After the letters of Mother Mary of the Divine Heart (1863-1899)
requesting, in the name of Christ Himself, that Pope Leo XIII to
consecrate the world to the Sacred Heart of Jesus, the Holy
Father commissions a group of theologians to examine the petition
on the basis of revelation and sacred tradition. This
investigation was positive. And so in the encyclical letter Annum
Sacrum (May 25, 1899 A. D.) this same pope decreed that the
consecration of the entire human race to the Sacred Heart of
Jesus should take place on June 11, 1899 A. D.. In this
encyclical letter the Pope attached Later Pope Leo XIII
encouraged the entire Roman Catholic episcopate to promote the
devotion of the Nine First Fridays and he established June as the
Month of the Sacred Heart. Pope St. Pius X decreed that the
consecration of the human race, performed by Pope Leo XIII be
renewed each year. Pope Pius XI in his encyclical letter
Miserentissimus (May 8, 1928 A. D.) reaffirmed the importance of
consecration and reparation to the Sacred Heart of Jesus. Finally
Venerable Pope Pius XII, on the occasion of the 100th anniversary
of Pope Pius IX's institution of the Feast, instructed the entire
Catholic Church at length on the devotion to the Sacred Heart in
his encyclical letter Haurietis aquas (May 15, 1956 A. D.)

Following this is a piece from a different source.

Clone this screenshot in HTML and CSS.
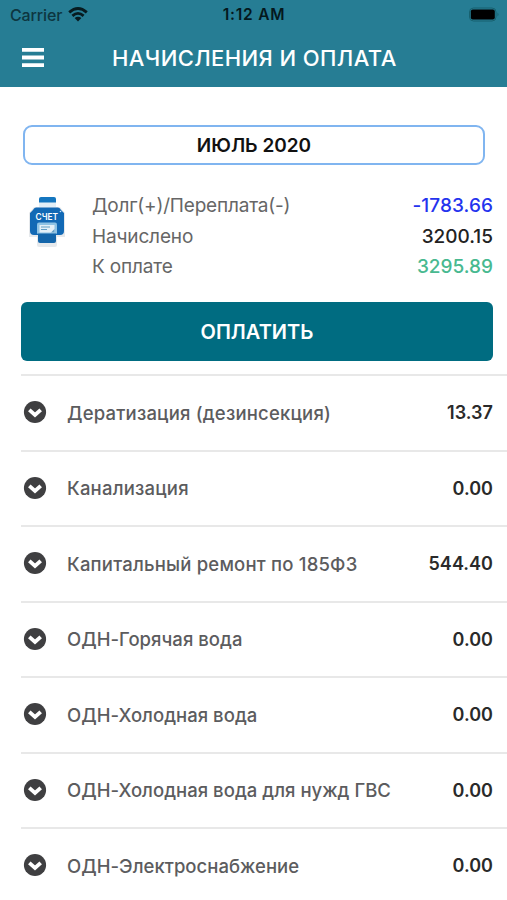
FILE: index.html
```html
<!DOCTYPE html>
<html lang="ru">
<head>
<meta charset="utf-8">
<title>Начисления и оплата</title>
<link rel="stylesheet" href="styles.css">
</head>
<body>
<svg width="0" height="0" class="defs" aria-hidden="true">
  <symbol id="chev" viewBox="0 0 24 24">
    <circle cx="12" cy="12" r="11.1" fill="#3f3f41"/>
    <path d="M6.3 9.8 L12 14.9 L17.7 9.8" fill="none" stroke="#fff" stroke-width="3.8"/>
  </symbol>
</svg>
<header class="header">
  <div class="status">
    <div class="carrier"><span>Carrier</span>
      <svg class="wifi" width="20" height="15" viewBox="0 0 20 15"><g fill="none" stroke="#071b20" stroke-width="2.8"><path d="M1.2 5.4 Q10 -2.4 18.8 5.4"/><path d="M4.4 8.9 Q10 3.9 15.6 8.9"/></g><path d="M6.6 11.1 Q10 8.2 13.4 11.1 L10 14.6Z" fill="#071b20"/></svg>
    </div>
    <span class="time">1:12 AM</span>
    <svg class="battery" width="32" height="15" viewBox="0 0 32 15"><rect x=".5" y="1" width="26.5" height="13" rx="4" fill="none" stroke="#17616f" stroke-width="1"/><rect x="1.8" y="2.5" width="24" height="10" rx="2" fill="#000"/><path d="M28.5 5.5 Q30.5 7.5 28.5 9.5Z" fill="#17616f"/></svg>
  </div>
  <div class="bar">
    <svg class="menu" width="22" height="19" viewBox="0 0 22 19"><path d="M0 1.9H22M0 9.5H22M0 17.1H22" stroke="#fff" stroke-width="3.8"/></svg>
    <h1 class="title">НАЧИСЛЕНИЯ И ОПЛАТА</h1>
  </div>
</header>
<main>
  <div class="month"><span>ИЮЛЬ 2020</span></div>
  <section class="summary">
    <svg class="printer" width="40" height="54" viewBox="0 0 40 54">
      <path d="M2 18 L7 12 H33 L38 18 V42 H30 V50 Q30 52 28 52 H12 Q10 52 10 50 V42 H2Z" fill="#d9dde2" opacity=".65"/>
      <path d="M12 10 V4 Q12 2 14 2 H27 Q29 2 29 4 V10Z" fill="#1476bf"/>
      <rect x="12" y="7.5" width="17" height="5" fill="#e3eff7"/>
      <path d="M9 12.5 H31 Q33 12.5 34 15 L37 18 V36 Q37 40 33 40 H7 Q3 40 3 36 V18 L6 15 Q7 12.5 9 12.5Z" fill="#1269b5"/>
      <circle cx="33.5" cy="16.5" r=".8" fill="#c5e4ff"/>
      <text x="19.8" y="25.4" text-anchor="middle" class="ptext">СЧЕТ</text>
      <rect x="10" y="27.5" width="20" height="12" rx="2" fill="#8fc3e4"/>
      <rect x="12.5" y="30" width="15" height="7.5" fill="#e4f0f7"/>
      <path d="M14 32H23M14 34.5H20" stroke="#639fc6" stroke-width="1.2"/>
      <path d="M24 37.5 L27.5 34 V37.5Z" fill="#639fc6"/>
      <path d="M11 38.5 H29 V46 Q29 48 27 48 H13 Q11 48 11 46Z" fill="#1365aa"/>
    </svg>
    <div class="lines">
      <div class="line"><span class="s1">Долг(+)/Переплата(-)</span><b class="blue">-1783.66</b></div>
      <div class="line mid"><span class="s2">Начислено</span><b class="dark">3200.15</b></div>
      <div class="line"><span class="s3">К оплате</span><b class="green">3295.89</b></div>
    </div>
  </section>
  <button class="pay"><span>ОПЛАТИТЬ</span></button>
  <ul class="list">
    <li><svg class="chev"><use href="#chev"/></svg><span class="wide">Дератизация (дезинсекция)</span><b>13.37</b></li>
    <li><svg class="chev"><use href="#chev"/></svg><span class="wide">Канализация</span><b>0.00</b></li>
    <li><svg class="chev"><use href="#chev"/></svg><span class="wide">Капитальный ремонт по 185ФЗ</span><b>544.40</b></li>
    <li><svg class="chev"><use href="#chev"/></svg><span>ОДН-Горячая вода</span><b>0.00</b></li>
    <li><svg class="chev"><use href="#chev"/></svg><span>ОДН-Холодная вода</span><b>0.00</b></li>
    <li><svg class="chev"><use href="#chev"/></svg><span>ОДН-Холодная вода для нужд ГВС</span><b>0.00</b></li>
    <li><svg class="chev"><use href="#chev"/></svg><span>ОДН-Электроснабжение</span><b>0.00</b></li>
  </ul>
</main>
</body>
</html>
```
FILE: styles.css
```css
* { box-sizing: border-box; }
body { margin: 0; height: 900px; overflow: hidden; background: #fff; font-family: Inter, "Liberation Sans", sans-serif; }
.defs { position: absolute; }
.header { height: 87px; background: #267d94; }
.status { height: 29px; display: grid; grid-template-columns: 1fr auto 1fr; align-items: center; padding: 0 6px 0 10px; }
.carrier { display: flex; align-items: center; gap: 6px; font-size: 16px; font-weight: 500; color: #0d3640; letter-spacing: -.15px; }
.time { font-size: 15.5px; font-weight: 600; color: #04181d; letter-spacing: .75px; margin-left: -3px; }
.battery { justify-self: end; }
.bar { height: 58px; display: flex; align-items: center; padding: 0 22px; }
.menu { margin-top: -1px; }
.title { margin: 0 0 0 68px; font-size: 22px; font-weight: 500; color: #fff; white-space: nowrap; letter-spacing: .4px; }
.month { margin: 38px 22px 0 23px; height: 40px; border: 2px solid #80b5f0; border-radius: 9px; display: flex; align-items: center; justify-content: center; font-size: 19px; font-weight: 600; color: #111; }
.summary { display: flex; margin: 25px 14px 0 27px; height: 92px; }
.printer { margin-top: 5px; flex: none; }
.ptext { font-size: 8.3px; font-weight: 600; fill: #fff; }
.lines { flex: 1; margin-left: 25px; }
.line { height: 30.5px; display: flex; justify-content: space-between; align-items: center; font-size: 19px; color: #666; }
.line.mid { padding-top: 2px; }
.s1 { letter-spacing: -.2px; }
.s2, .s3 { letter-spacing: -.15px; }
.line b { font-weight: 500; }
.line .blue { color: #2433ee; letter-spacing: .1px; margin-right: -.1px; }
.line .dark { color: #222; }
.line .green { color: #48b990; }
.pay { display: flex; align-items: center; justify-content: center; margin: 20px 14px 0 21px; width: 472px; height: 59px; border: 0; border-radius: 6px; background: #006c81; color: #fff; font: 600 20px Inter, sans-serif; }
.list { list-style: none; margin: 13px 0 0 21px; padding: 0; }
.list li { height: 75.5px; border-top: 2px solid #e8e8e8; display: flex; align-items: center; padding-right: 14px; font-size: 18.5px; font-weight: 500; color: #5c5c5e; letter-spacing: .03px; }
.chev { width: 24px; height: 24px; margin: -1px 20px 0 2px; flex: none; }
.list .wide { letter-spacing: .2px; }
.list b { margin-left: auto; font-weight: 600; color: #2a2a2a; font-size: 18px; }
```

It was Venerable Pope Pius XII who first consecrated the Church
and the world to the Immaculate Heart of Mary on October 31 and
again, solemnly on December 8, 1942 A. D.. In recent times, moved
by millions of petitions and by the occasion of the attempted
assassination of his own person on the Feast of Our Lady of
Fatima, May 13, 1981, Pope John Paul II consecrated the world and
every nation to the Immaculate Heart in 1982, and repeated this
act in union with all the Catholic Bishops again in 1983 A.D.